Governo errou antes e depois dos protestos
Nos últimos dias, PT e Planalto
tentaram desqualificar manifestações
As cem mil pessoas que se uniram em um protesto que durou cerca de três horas debaixo de um calor insano em Porto Alegre |
O governo da presidente Dilma Rousseff conseguiu errar antes e
depois dos protestos de domingo (15.mar.2015) em todo o país.
Nos últimos dias e semanas, o PT e o Palácio do Planalto trabalharam
para tentar desqualificar previamente as marchas de protesto. Nas
redes sociais, simpatizantes dilmistas classificavam os
manifestantes de “elite branca”, “coxinhas”, “varanda gourmet” e
“almofadinhas”. A crítica mais benigna dos governistas era que
haveria pouca gente ou que apenas setores da classe média sairiam de
casa no domingo.
A forte adesão de centenas de milhares de pessoas destruiu os
argumentos petistas e do Planalto. Segundo informações, São Paulo
teve a maior manifestação política desde as Diretas-Já, em 1984.
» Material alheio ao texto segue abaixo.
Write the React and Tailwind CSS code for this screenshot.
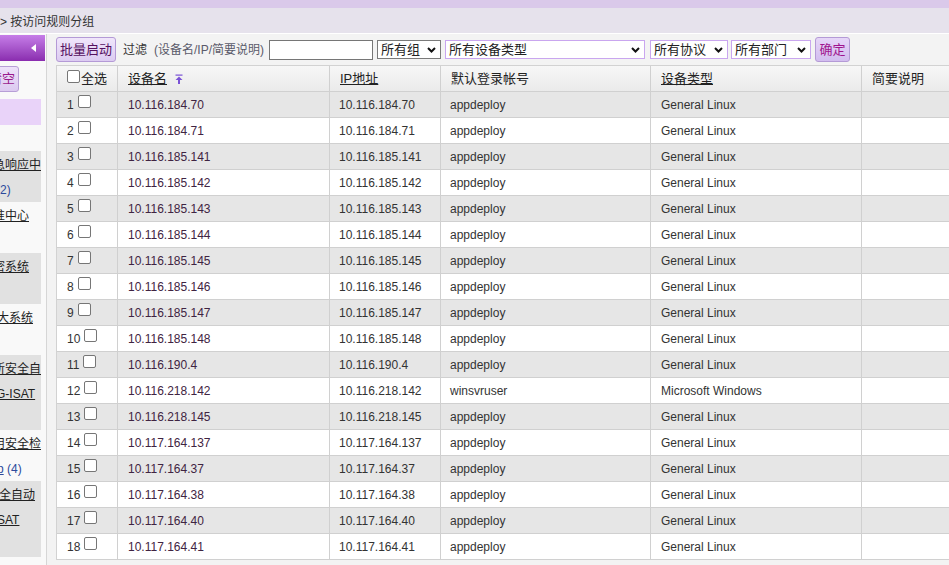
import React from "react";

const rows = [
  ["10.116.184.70", "appdeploy", "General Linux"],
  ["10.116.184.71", "appdeploy", "General Linux"],
  ["10.116.185.141", "appdeploy", "General Linux"],
  ["10.116.185.142", "appdeploy", "General Linux"],
  ["10.116.185.143", "appdeploy", "General Linux"],
  ["10.116.185.144", "appdeploy", "General Linux"],
  ["10.116.185.145", "appdeploy", "General Linux"],
  ["10.116.185.146", "appdeploy", "General Linux"],
  ["10.116.185.147", "appdeploy", "General Linux"],
  ["10.116.185.148", "appdeploy", "General Linux"],
  ["10.116.190.4", "appdeploy", "General Linux"],
  ["10.116.218.142", "winsvruser", "Microsoft Windows"],
  ["10.116.218.145", "appdeploy", "General Linux"],
  ["10.117.164.137", "appdeploy", "General Linux"],
  ["10.117.164.37", "appdeploy", "General Linux"],
  ["10.117.164.38", "appdeploy", "General Linux"],
  ["10.117.164.40", "appdeploy", "General Linux"],
  ["10.117.164.41", "appdeploy", "General Linux"],
];

function Chevron() {
  return (
    <svg width="9" height="6" viewBox="0 0 9 6" className="shrink-0">
      <path d="M1 1 L4.5 4.5 L8 1" fill="none" stroke="#111" strokeWidth="2" />
    </svg>
  );
}

function Sel({ w, purple, children }) {
  return (
    <div
      className={
        "h-[19px] flex items-center justify-between pl-[3px] pr-[4px] bg-white border text-[13px] text-[#222] " +
        w +
        " " +
        (purple ? "border-[#c9a6ef]" : "border-[#7a7a7a]")
      }
    >
      <span className="leading-[17px]">{children}</span>
      <Chevron />
    </div>
  );
}

function Box({ className = "" }) {
  return (
    <span
      className={
        "inline-block w-[13px] h-[13px] shrink-0 bg-white border border-[#767676] rounded-[2px] " +
        className
      }
    />
  );
}

function SideLine({ ml, children, plain }) {
  return (
    <div className="h-[25px] leading-[29px] whitespace-nowrap" style={{ marginLeft: ml }}>
      {plain ? children : <span className="underline">{children}</span>}
    </div>
  );
}

export default function App() {
  return (
    <div className="w-[949px] h-[565px] overflow-hidden bg-[#f3f3f3] text-[12px] text-[#333] font-['Liberation_Sans','Noto_Sans_CJK_SC',sans-serif]">
      <div className="h-[8px] bg-[#dac9ea]" />
      <div className="h-[26px] bg-[#e6e2ec] border-b border-white leading-[29px] text-[12px] text-[#333] whitespace-nowrap">
        &gt; 按访问规则分组
      </div>
      <div className="flex h-[531px]">
        {/* Sidebar */}
        <div className="w-[47px] shrink-0 bg-[#f9f9f9] border-r border-[#d6d6d6] overflow-hidden pt-[1px]">
          <div className="h-[26px] w-[45px] bg-gradient-to-b from-[#c67de8] to-[#8a2caf] flex items-center justify-end pr-[9px]">
            <svg width="5" height="8" viewBox="0 0 5 8">
              <path d="M5 0 L0 4 L5 8 Z" fill="#fff" />
            </svg>
          </div>
          <div className="mt-[5px] h-[26px] w-[19px] overflow-hidden">
            <div className="ml-[-21px] w-[40px] h-[26px] flex items-center justify-end pr-[3px] border border-[#b79fd6] rounded-[3px] bg-gradient-to-b from-[#eee2fa] to-[#dccaf0] text-[13px] text-[#9a1a8c]">
              清空
            </div>
          </div>
          <div className="mt-[7px] h-[26px] w-[41px] bg-[#e9d3f9]" />
          <div className="mt-[26px] w-[41px] overflow-hidden text-[12px] text-[#222]">
            <div className="h-[51px] bg-[#e1e1e1]">
              <SideLine ml="-7px">急响应中</SideLine>
              <SideLine ml="-4px" plain>
                <span className="text-[#2c4a9c]">(2)</span>
              </SideLine>
            </div>
            <div className="h-[51px]">
              <SideLine ml="-7px">准中心</SideLine>
            </div>
            <div className="h-[51px] bg-[#e1e1e1]">
              <SideLine ml="-7px">密系统</SideLine>
            </div>
            <div className="h-[51px]">
              <SideLine ml="-3px">大系统</SideLine>
            </div>
            <div className="h-[75px] bg-[#e1e1e1]">
              <SideLine ml="-7px">所安全自</SideLine>
              <SideLine ml="-4px">G-ISAT</SideLine>
            </div>
            <div className="h-[51px]">
              <SideLine ml="-7px">用安全检</SideLine>
              <SideLine ml="-3px" plain>
                <span className="underline text-[#2c4a9c]">p</span>
                <span className="text-[#2c4a9c]"> (4)</span>
              </SideLine>
            </div>
            <div className="h-[76px] bg-[#e1e1e1]">
              <SideLine ml="-1px">全自动</SideLine>
              <SideLine ml="-3px">SAT</SideLine>
            </div>
          </div>
        </div>

        {/* Main */}
        <div className="flex-1 pl-[9px] overflow-hidden">
          <div className="h-[31px] flex items-center whitespace-nowrap">
            <div className="w-[60px] h-[25px] flex items-center justify-center border border-[#b49ad6] rounded-[3px] bg-gradient-to-b from-[#f0e6fb] to-[#dccbf1] text-[13px] text-[#55105f]">
              批量启动
            </div>
            <span className="ml-[7px] text-[12px] text-[#333]">过滤</span>
            <span className="ml-[7px] text-[12px] text-[#5a5a6a]">(设备名/IP/简要说明)</span>
            <div className="ml-[5px] w-[104px] h-[20px] bg-white border border-[#767676]" />
            <div className="ml-[4px]">
              <Sel w="w-[64px]">所有组</Sel>
            </div>
            <div className="ml-[4px]">
              <Sel w="w-[200px]" purple>
                所有设备类型
              </Sel>
            </div>
            <div className="ml-[5px]">
              <Sel w="w-[78px]" purple>
                所有协议
              </Sel>
            </div>
            <div className="ml-[3px]">
              <Sel w="w-[80px]" purple>
                所有部门
              </Sel>
            </div>
            <div className="ml-[4px] w-[35px] h-[25px] flex items-center justify-center border border-[#b49ad6] rounded-[3px] bg-gradient-to-b from-[#e6d6f8] to-[#d2bdef] text-[13px] text-[#a0148e]">
              确定
            </div>
          </div>

          <div className="w-[926px] border-l border-t border-[#d2d2d2] text-[12px]">
            <div className="flex h-[26px] border-b border-[#d0d0d0] bg-gradient-to-b from-[#f7f7f7] to-[#eaeaea] text-[13px] text-[#222]">
              <div className="w-[61px] shrink-0 border-r border-[#d0d0d0] pl-[10px] flex items-center">
                <Box className="-translate-y-[2px]" />
                <span className="ml-[1px]">全选</span>
              </div>
              <div className="w-[212px] shrink-0 border-r border-[#d0d0d0] pl-[10px] flex items-center">
                <span className="underline">设备名</span>
                <svg width="8" height="10" viewBox="0 0 8 10" className="ml-[8px]">
                  <rect x="0.5" y="0.5" width="7" height="1.2" fill="#7a52d6" />
                  <path d="M4 2.5 L7.5 6 L5 6 L5 10 L3 10 L3 6 L0.5 6 Z" fill="#7a52d6" />
                </svg>
              </div>
              <div className="w-[111px] shrink-0 border-r border-[#d0d0d0] pl-[10px] flex items-center">
                <span className="underline">IP地址</span>
              </div>
              <div className="w-[210px] shrink-0 border-r border-[#d0d0d0] pl-[10px] flex items-center">
                默认登录帐号
              </div>
              <div className="w-[211px] shrink-0 border-r border-[#d0d0d0] pl-[10px] flex items-center">
                <span className="underline">设备类型</span>
              </div>
              <div className="w-[120px] shrink-0 pl-[10px] flex items-center">简要说明</div>
            </div>
            {rows.map((r, i) => (
              <div
                key={i}
                className={
                  "flex h-[26px] border-b border-[#d0d0d0] " +
                  (i % 2 === 0 ? "bg-[#e6e6e6]" : "bg-white")
                }
              >
                <div className="w-[61px] shrink-0 border-r border-[#d0d0d0] pl-[10px] flex items-center text-[#333]">
                  <span>{i + 1}</span>
                  <Box className="ml-[4px] -translate-y-[3px]" />
                </div>
                <div className="w-[212px] shrink-0 border-r border-[#d0d0d0] pl-[10px] flex items-center text-[#3f2442]">
                  {r[0]}
                </div>
                <div className="w-[111px] shrink-0 border-r border-[#d0d0d0] pl-[9px] flex items-center text-[#333]">
                  {r[0]}
                </div>
                <div className="w-[210px] shrink-0 border-r border-[#d0d0d0] pl-[9px] flex items-center text-[#333]">
                  {r[1]}
                </div>
                <div className="w-[211px] shrink-0 border-r border-[#d0d0d0] pl-[10px] flex items-center text-[#333]">
                  {r[2]}
                </div>
                <div className="w-[120px] shrink-0" />
              </div>
            ))}
          </div>
        </div>
      </div>
    </div>
  );
}
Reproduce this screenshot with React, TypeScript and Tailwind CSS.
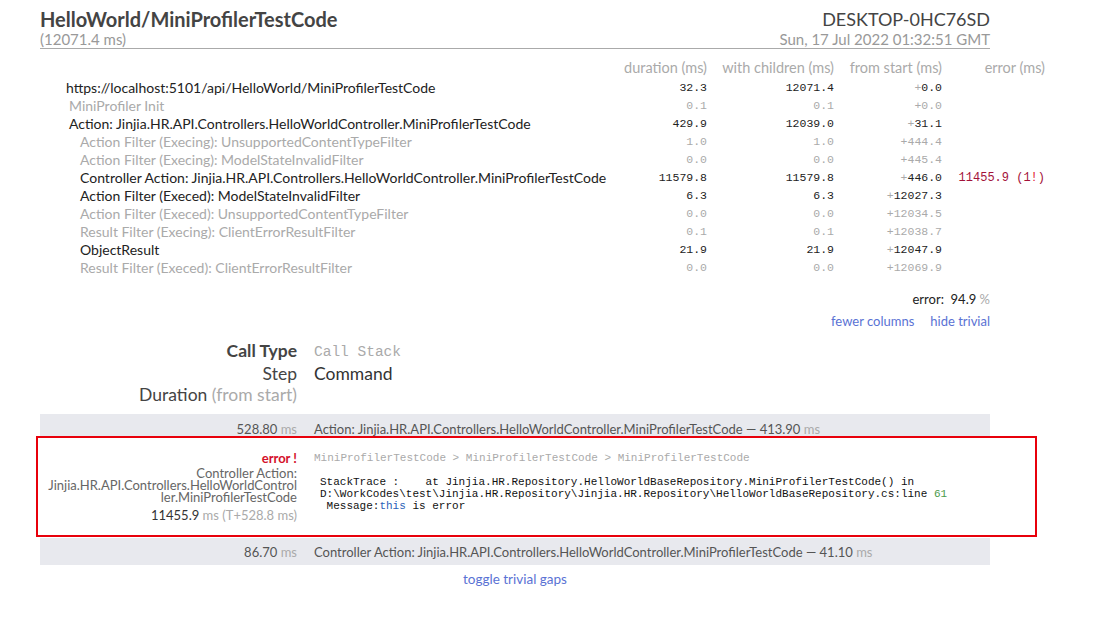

Passadas as marchas, a presidente Dilma Rousseff falou com
repórteres. Mas o conteúdo ainda foi mais desalentador. Tudo somado,
não trouxe em sua fala nada que pudesse minimizar o mau humor de
brasileiros que estão protestando. Sem contar as velhas desculpas.
Ocorre que o governo federal é comandado pelo PT há 12 anos. Durante
algum tempo, o presidente no poder (Lula) teve mais de 80% de
aprovação popular. Quem conversa com os assessores de Dilma Rousseff
sente que o problema no momento parece ser a grande incapacidade do
Palácio do Planalto de reconhecer o que está se passando na
sociedade. E, em seguida, ter presença de espírito para fazer algum
tipo de autocrítica para reconquistar uma parte da confiança perdida
entre os brasileiros.
O país passa por um momento curioso do ponto de vista sociológico. A
demonstração de indignação se transformou quase numa forma de
relacionamento social. Os amigos vão ao restaurante, o garçom demora
para atender e em segundos alguém está falando alto: “É um absurdo.
O Brasil não dá mais. Nada funciona”. Pode-se gostar ou não dessa
atitude, mas cenas assim estão se tornando cada vez mais comuns.
O pior para quem está no governo é não entender esse “zeitgeist”,
esse espírito do tempo que parece estar tomando conta de parte da
sociedade brasileira, sobretudo nos grandes centros urbanos.
As imagens da TV mostraram desde cedo no domingo mais de uma dezena
de cidades com protestos de pessoas nas ruas. As TVs de notícias 24h
ficaram quase 100% do tempo com imagens dos atos públicos.
País de tradição abúlica, o Brasil tem poucos episódios de grandes
passeatas. Teve a direita em 1964. As Diretas-Já, em 1984/85. O
impeachment de Collor, em 1992. As jornadas de junho de 2013, que
protestaram contra quase tudo, principalmente contra a política
tradicional.
Como se observa na história, o Brasil às vezes passa 10 anos ou mais
entre um momento e outro de grandes protestos. Agora, essa distância
parece estar se estreitando. Menos de 2 anos depois das marchas de
junho de 2013 há um novo protesto generalizado. É um fato raro.
O Brasil não é a Argentina ou outros países latinos nos quais é
comum a população ir às ruas reclamar.
O que se passou neste domingo – sem fazer juízo de valor sobre
determinadas propostas que apareciam nas faixas dos manifestantes –
tem grande relevância política.
Goste ou não dos manifestantes, o governo Dilma às vezes demonstra
não entender que a tessitura do grupo que foi às ruas neste 15 de
março é muito semelhante à das massas que fizeram as Diretas-Já e o
impeachment de Collor.
Sem uma reação melhor, do que a que ocorreu até o momento, será
difícil a presidente Dilma se recuperar politicamente, socialmente e
economicamente.
E o que se ouve à sombra não é animador.